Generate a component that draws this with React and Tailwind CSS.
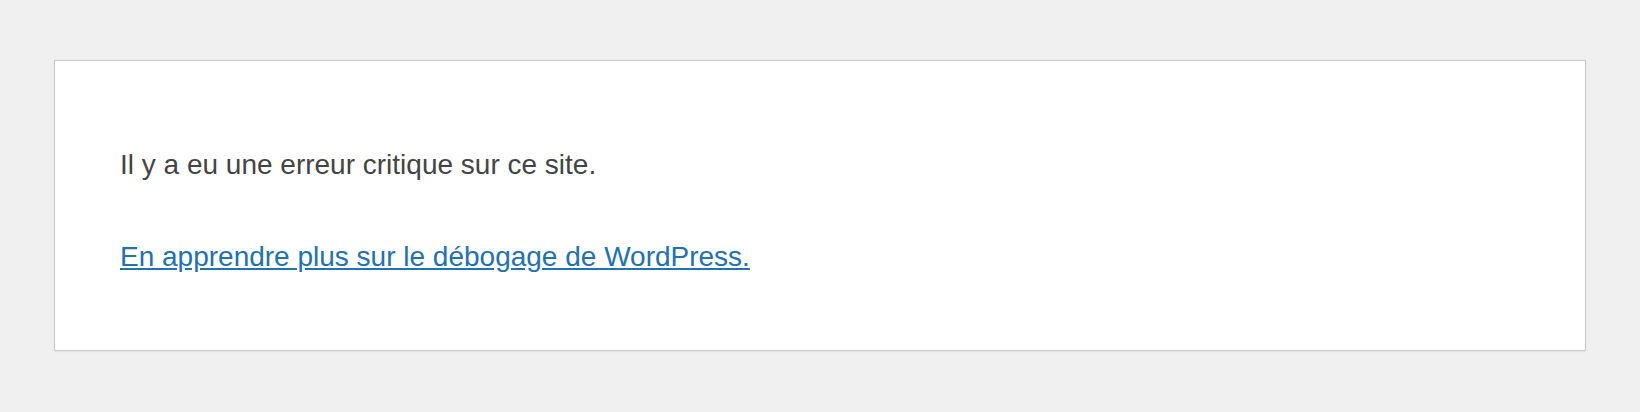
export default function App() {
  return (
    <div className="min-h-[412px] bg-[#f0f0f1] pt-[60px] pb-[60px] font-['Liberation_Sans',Arial,sans-serif] text-[#444]">
      <div className="mx-auto w-[1532px] border border-[#c8cacc] bg-white pl-[65px] pr-[64px] pt-[33px] pb-[32px] shadow-[0_1px_2px_rgba(0,0,0,0.06)]">
        <div>
          <p className="mt-[50px] mb-[40px] text-[28px] leading-[42px]">Il y a eu une erreur critique sur ce site.</p>
          <p className="mt-[50px] mb-[40px] text-[28px] leading-[42px]">
            <a href="#" className="text-[#2271b1] underline">
              En apprendre plus sur le débogage de WordPress.
            </a>
          </p>
        </div>
      </div>
    </div>
  );
}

→ WHAT IS EXPECTED
Reproduce every line exactly and omit all pictures.

→ EXPECTED ANSWER
Generate a component that draws this with React and Tailwind CSS.
export default function App() {
  return (
    <div className="min-h-[412px] bg-[#f0f0f1] pt-[60px] pb-[60px] font-['Liberation_Sans',Arial,sans-serif] text-[#444]">
      <div className="mx-auto w-[1532px] border border-[#c8cacc] bg-white pl-[65px] pr-[64px] pt-[33px] pb-[32px] shadow-[0_1px_2px_rgba(0,0,0,0.06)]">
        <div>
          <p className="mt-[50px] mb-[40px] text-[28px] leading-[42px]">Il y a eu une erreur critique sur ce site.</p>
          <p className="mt-[50px] mb-[40px] text-[28px] leading-[42px]">
            <a href="#" className="text-[#2271b1] underline">
              En apprendre plus sur le débogage de WordPress.
            </a>
          </p>
        </div>
      </div>
    </div>
  );
}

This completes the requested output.